The four minute film was created by Beth David and Esteban Bravo and features a teenage boy going through all of the emotions of a crush, starting with the beating of his own heart. But the twist — and what makes this film so special — is that the object of his affection is another teenage boy. David and Bravo have added a much-needed story to the gaping hole of inclusivity for LGBTQ characters and plot lines in today’s media.
Kevin Truong for NBC Out quoted Bravo on this topic:
“There have been a few nods to the LGBTQ community in recent children’s programming … but it’s very rare that an LGBTQ character is given the spotlight. Especially in a medium like animation that is predominantly geared towards children and family.”
Yet, the animators have made a film about same-gender love in a way that is sweet and innocent, and totally kid-friendly. WAIT. Stop. Rewind. All first crushes are sweet and innocent and kid-friendly, no matter if it’s two boys or a boy and a girl or two girls experiencing the overwhelming feelings that accompany new love. And that is the point. Love is love. Really.
Still, some people balk at the idea of showing our kids what love looks like between same-gender couples. Some people, like the ones in Alabama who refused to show Disney’s remake of Beauty and the Beast because of a gay LeFou, think homosexuals are deviants and our love is corrupting society’s young minds.
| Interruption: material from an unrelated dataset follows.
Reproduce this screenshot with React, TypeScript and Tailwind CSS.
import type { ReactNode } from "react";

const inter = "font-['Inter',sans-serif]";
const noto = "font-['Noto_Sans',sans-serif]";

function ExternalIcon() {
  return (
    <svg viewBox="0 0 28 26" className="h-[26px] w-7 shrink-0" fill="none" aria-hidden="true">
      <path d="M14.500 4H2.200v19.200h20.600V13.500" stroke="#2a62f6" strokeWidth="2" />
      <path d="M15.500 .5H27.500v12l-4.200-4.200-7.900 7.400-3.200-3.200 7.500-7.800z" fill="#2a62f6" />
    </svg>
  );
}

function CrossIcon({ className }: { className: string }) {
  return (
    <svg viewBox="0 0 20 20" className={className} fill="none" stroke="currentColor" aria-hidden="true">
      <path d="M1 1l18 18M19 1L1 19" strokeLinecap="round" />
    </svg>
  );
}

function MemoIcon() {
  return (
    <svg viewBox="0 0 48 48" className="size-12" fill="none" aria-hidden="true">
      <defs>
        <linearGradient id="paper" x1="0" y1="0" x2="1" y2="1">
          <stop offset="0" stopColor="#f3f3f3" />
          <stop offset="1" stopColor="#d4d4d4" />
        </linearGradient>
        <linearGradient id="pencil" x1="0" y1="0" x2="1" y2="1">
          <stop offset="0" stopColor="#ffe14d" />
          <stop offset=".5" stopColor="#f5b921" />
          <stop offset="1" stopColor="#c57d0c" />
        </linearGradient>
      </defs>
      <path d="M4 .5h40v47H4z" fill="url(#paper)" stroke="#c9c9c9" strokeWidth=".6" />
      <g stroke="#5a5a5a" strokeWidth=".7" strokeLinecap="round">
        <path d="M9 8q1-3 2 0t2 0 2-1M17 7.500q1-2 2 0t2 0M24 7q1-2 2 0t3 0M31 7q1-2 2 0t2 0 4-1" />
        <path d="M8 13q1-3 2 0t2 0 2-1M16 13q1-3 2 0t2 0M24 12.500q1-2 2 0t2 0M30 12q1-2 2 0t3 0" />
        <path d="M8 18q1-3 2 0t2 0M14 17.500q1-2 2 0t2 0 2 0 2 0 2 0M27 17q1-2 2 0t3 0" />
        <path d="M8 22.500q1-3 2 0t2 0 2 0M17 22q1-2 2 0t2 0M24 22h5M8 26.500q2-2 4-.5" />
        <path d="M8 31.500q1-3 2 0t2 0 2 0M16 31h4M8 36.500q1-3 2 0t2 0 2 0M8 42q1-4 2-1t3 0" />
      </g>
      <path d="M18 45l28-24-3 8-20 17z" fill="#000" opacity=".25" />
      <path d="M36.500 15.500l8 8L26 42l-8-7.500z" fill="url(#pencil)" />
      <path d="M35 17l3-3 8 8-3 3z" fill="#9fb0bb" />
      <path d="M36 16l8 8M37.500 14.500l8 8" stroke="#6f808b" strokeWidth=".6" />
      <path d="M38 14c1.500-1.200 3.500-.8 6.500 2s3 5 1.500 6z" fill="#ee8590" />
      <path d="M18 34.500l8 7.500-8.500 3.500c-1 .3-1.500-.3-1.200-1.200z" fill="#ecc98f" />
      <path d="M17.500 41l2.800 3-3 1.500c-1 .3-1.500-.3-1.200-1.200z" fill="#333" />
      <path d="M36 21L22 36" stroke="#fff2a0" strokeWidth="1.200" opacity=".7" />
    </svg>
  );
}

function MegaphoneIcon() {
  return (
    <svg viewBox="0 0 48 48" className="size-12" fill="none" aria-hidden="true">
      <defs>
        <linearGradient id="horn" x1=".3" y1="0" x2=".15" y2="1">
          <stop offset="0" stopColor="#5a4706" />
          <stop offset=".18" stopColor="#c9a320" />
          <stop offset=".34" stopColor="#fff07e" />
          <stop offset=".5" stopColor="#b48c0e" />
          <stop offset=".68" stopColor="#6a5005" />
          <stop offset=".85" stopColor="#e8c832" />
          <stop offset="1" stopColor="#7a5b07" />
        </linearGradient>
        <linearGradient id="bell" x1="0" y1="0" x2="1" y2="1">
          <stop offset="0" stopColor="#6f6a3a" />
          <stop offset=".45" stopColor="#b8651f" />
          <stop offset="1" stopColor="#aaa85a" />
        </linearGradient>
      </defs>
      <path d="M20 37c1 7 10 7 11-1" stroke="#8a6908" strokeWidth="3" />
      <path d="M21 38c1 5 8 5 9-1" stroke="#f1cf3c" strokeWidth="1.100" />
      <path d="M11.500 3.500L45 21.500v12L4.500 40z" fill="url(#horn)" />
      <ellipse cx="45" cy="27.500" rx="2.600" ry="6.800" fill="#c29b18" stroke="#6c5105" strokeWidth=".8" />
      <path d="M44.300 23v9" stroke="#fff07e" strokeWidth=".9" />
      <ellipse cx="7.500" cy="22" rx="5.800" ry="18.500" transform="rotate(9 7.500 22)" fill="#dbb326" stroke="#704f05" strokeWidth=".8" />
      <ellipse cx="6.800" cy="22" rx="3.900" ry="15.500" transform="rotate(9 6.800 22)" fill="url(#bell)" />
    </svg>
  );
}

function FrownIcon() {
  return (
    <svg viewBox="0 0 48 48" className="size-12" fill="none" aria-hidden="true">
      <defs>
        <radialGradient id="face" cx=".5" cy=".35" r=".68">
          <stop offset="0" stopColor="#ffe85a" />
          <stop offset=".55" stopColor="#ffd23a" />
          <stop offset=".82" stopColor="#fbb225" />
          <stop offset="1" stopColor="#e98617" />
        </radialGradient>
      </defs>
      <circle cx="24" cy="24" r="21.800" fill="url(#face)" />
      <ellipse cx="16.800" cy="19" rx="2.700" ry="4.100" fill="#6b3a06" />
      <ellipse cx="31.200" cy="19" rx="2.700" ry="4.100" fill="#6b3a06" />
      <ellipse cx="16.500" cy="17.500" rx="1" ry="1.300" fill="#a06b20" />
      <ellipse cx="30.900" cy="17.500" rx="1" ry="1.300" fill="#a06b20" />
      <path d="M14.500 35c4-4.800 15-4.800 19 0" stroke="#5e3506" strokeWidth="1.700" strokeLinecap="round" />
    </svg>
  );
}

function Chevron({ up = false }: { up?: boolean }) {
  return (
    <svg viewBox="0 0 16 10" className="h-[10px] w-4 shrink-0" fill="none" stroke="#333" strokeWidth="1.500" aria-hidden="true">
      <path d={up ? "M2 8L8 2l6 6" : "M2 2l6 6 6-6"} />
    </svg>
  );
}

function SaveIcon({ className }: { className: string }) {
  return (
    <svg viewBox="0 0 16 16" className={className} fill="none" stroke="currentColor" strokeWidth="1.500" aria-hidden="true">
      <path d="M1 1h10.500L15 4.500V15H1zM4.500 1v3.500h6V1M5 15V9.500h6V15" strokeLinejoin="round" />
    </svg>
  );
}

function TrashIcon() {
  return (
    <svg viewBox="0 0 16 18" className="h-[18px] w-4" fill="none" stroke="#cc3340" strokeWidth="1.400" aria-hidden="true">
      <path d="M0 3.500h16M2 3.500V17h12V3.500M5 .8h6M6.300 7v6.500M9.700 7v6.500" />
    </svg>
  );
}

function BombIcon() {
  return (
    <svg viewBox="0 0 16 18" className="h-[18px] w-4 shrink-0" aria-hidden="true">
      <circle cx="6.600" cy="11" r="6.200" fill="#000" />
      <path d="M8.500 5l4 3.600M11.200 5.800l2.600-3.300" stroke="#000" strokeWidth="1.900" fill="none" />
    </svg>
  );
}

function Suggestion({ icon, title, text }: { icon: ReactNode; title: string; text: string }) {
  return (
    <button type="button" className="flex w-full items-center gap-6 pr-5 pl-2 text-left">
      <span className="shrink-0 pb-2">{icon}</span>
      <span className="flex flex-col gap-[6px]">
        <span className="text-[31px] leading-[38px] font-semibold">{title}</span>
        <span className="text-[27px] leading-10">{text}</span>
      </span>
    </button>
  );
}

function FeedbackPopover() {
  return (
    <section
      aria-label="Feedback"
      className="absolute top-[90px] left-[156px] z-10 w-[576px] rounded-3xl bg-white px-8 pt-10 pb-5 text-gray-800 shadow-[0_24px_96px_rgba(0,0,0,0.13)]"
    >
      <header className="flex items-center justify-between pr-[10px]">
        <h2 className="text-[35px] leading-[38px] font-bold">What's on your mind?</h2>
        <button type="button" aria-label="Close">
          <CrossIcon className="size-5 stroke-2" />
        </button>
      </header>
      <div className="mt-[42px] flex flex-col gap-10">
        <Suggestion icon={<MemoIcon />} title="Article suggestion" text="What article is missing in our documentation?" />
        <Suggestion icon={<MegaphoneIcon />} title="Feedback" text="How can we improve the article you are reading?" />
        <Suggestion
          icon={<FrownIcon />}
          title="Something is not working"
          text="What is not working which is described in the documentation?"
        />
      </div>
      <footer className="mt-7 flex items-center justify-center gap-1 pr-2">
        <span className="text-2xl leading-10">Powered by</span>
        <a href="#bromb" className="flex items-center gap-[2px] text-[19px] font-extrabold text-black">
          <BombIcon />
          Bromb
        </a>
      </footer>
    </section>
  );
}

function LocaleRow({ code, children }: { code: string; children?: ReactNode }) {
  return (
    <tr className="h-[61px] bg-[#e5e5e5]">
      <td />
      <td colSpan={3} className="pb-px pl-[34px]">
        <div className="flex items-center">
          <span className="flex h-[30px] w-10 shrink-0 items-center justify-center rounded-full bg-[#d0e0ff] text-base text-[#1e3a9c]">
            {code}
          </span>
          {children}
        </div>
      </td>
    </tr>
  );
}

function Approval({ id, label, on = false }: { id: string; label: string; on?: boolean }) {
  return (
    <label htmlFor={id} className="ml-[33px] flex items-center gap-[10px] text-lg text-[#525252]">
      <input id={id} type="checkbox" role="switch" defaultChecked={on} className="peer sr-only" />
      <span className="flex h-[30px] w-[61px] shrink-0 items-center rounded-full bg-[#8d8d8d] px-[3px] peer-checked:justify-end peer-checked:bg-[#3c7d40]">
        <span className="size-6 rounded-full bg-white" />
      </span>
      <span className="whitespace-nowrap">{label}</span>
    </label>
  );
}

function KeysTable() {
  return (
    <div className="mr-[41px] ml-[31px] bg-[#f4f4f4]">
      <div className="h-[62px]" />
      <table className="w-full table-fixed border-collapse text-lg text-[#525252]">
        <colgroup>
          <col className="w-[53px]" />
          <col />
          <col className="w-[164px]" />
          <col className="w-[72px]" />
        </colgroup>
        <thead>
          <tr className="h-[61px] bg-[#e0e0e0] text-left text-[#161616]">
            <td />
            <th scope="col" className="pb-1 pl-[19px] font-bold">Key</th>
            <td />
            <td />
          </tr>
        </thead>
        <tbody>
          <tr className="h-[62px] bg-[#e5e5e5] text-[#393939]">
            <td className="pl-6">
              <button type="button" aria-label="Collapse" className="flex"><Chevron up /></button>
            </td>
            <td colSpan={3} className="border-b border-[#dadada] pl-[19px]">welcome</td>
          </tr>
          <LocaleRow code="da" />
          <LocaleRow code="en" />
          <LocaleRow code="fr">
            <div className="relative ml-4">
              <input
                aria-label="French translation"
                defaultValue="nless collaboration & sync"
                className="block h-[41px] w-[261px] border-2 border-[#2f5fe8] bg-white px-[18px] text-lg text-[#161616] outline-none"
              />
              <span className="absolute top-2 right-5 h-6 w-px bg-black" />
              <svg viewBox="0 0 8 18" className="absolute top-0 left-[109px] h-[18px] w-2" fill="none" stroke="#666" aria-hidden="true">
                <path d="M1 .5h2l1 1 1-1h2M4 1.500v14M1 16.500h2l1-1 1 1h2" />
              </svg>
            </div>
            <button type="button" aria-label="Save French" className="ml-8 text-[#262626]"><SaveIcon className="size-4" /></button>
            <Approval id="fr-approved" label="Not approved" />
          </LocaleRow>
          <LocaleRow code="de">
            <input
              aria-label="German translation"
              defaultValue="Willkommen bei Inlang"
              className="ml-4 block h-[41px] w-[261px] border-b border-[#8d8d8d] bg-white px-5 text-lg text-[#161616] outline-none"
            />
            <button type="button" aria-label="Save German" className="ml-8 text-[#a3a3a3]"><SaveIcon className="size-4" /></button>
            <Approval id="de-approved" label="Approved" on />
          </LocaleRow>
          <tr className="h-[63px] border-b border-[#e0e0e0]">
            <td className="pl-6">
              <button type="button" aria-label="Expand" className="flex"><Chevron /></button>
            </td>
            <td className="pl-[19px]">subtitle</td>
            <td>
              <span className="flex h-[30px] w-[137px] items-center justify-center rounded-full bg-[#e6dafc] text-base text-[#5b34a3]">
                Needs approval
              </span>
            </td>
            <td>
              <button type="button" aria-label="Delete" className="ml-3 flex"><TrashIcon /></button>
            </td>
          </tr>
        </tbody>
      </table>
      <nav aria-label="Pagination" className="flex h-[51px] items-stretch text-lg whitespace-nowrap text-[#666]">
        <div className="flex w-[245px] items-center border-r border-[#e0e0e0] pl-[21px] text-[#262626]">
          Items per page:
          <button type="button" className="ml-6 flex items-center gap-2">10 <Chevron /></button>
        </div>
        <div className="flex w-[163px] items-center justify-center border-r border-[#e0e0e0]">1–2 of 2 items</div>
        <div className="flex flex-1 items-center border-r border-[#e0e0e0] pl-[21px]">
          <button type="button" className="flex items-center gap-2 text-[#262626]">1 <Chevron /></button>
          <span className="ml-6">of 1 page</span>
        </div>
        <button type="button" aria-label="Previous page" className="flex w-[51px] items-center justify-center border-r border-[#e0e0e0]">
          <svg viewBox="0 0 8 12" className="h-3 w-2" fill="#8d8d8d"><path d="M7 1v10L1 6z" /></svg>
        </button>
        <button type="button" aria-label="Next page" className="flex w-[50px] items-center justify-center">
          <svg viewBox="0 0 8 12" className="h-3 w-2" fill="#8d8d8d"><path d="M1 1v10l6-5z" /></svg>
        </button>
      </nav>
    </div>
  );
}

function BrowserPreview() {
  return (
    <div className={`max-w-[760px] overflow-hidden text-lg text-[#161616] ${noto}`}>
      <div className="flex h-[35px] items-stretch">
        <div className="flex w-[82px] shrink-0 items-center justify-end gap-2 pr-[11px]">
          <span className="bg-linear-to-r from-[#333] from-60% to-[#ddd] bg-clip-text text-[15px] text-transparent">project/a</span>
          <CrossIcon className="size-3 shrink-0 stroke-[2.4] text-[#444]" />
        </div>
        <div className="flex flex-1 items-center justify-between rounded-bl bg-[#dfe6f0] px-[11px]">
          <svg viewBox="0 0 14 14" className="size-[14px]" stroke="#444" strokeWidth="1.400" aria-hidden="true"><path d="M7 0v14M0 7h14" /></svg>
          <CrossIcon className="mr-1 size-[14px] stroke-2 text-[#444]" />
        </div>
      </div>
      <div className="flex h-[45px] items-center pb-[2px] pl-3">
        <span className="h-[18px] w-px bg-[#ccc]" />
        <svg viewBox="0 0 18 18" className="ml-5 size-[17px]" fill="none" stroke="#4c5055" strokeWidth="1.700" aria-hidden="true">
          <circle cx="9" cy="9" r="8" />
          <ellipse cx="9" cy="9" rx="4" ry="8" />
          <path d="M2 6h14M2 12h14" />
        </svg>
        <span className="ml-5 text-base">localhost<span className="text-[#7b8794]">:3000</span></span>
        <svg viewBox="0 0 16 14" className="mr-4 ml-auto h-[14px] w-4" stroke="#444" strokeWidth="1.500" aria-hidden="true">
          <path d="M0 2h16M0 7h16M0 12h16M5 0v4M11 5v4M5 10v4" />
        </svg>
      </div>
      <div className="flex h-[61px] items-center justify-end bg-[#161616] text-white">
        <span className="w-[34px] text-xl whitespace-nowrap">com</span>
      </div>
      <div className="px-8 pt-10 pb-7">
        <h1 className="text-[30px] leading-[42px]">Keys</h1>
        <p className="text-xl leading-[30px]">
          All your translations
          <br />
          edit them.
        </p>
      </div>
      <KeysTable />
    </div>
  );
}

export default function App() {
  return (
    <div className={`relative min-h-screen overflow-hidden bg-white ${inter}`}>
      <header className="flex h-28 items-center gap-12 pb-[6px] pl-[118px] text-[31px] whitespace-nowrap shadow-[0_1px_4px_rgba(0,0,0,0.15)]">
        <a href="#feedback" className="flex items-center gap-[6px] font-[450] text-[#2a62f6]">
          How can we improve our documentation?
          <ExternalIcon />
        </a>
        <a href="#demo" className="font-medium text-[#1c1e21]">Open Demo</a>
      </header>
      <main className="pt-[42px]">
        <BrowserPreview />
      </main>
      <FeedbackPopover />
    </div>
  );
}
When I watched In a Heartbeat for the first time, my kids watched it with me. My oldest child is 6, my twins are 4. It didn’t even occur to me to screen the film before showing it to them. I knew the film was about a closeted boy who has a crush on another boy at his school, and boy, do I know those feelings well. I wasn’t afraid to show them a story about love, but I was afraid to relive my own days as a closeted youth.
The film is about a boy whose own lovesick and happy heart beats out of his chest to follow the boy he likes. As the boy tries to catch his heart before his crush — or anyone else — discovers his feelings, he is outed when his classmates see him struggling to get his heart back after it has tackled his crush. My kids and I gasped as we watched the boy’s heart tear in two as he finally pulls it away.
“His heart is broken,” my daughter said. And mine broke a little, too. It broke for the boy in the film, for the kids who are still under scrutiny and harassed for having no control over who their heart falls in love with, and for all of the times I felt the fear and shame of hiding a crush on another girl when I was a tween and teenager.
David and Bravo have admitted that making the film has been like writing a letter to their past selves. They wanted to tell the story from a “genuine place,” having each grown up closeted while in school.
Young love should not be made more difficult than it already is. Whispers and disapproving stares should not be a part of any love story, but for LGBTQ youth, they are. In a Heartbeat perfectly captures the unique experience of falling in love when you are anything but straight. It also shows the giddiness, nervousness, and exhilaration of new love, and there is not a closet big enough to hide that kind of love or call it anything other than what it is. So I’ll say it again: love is love. Really.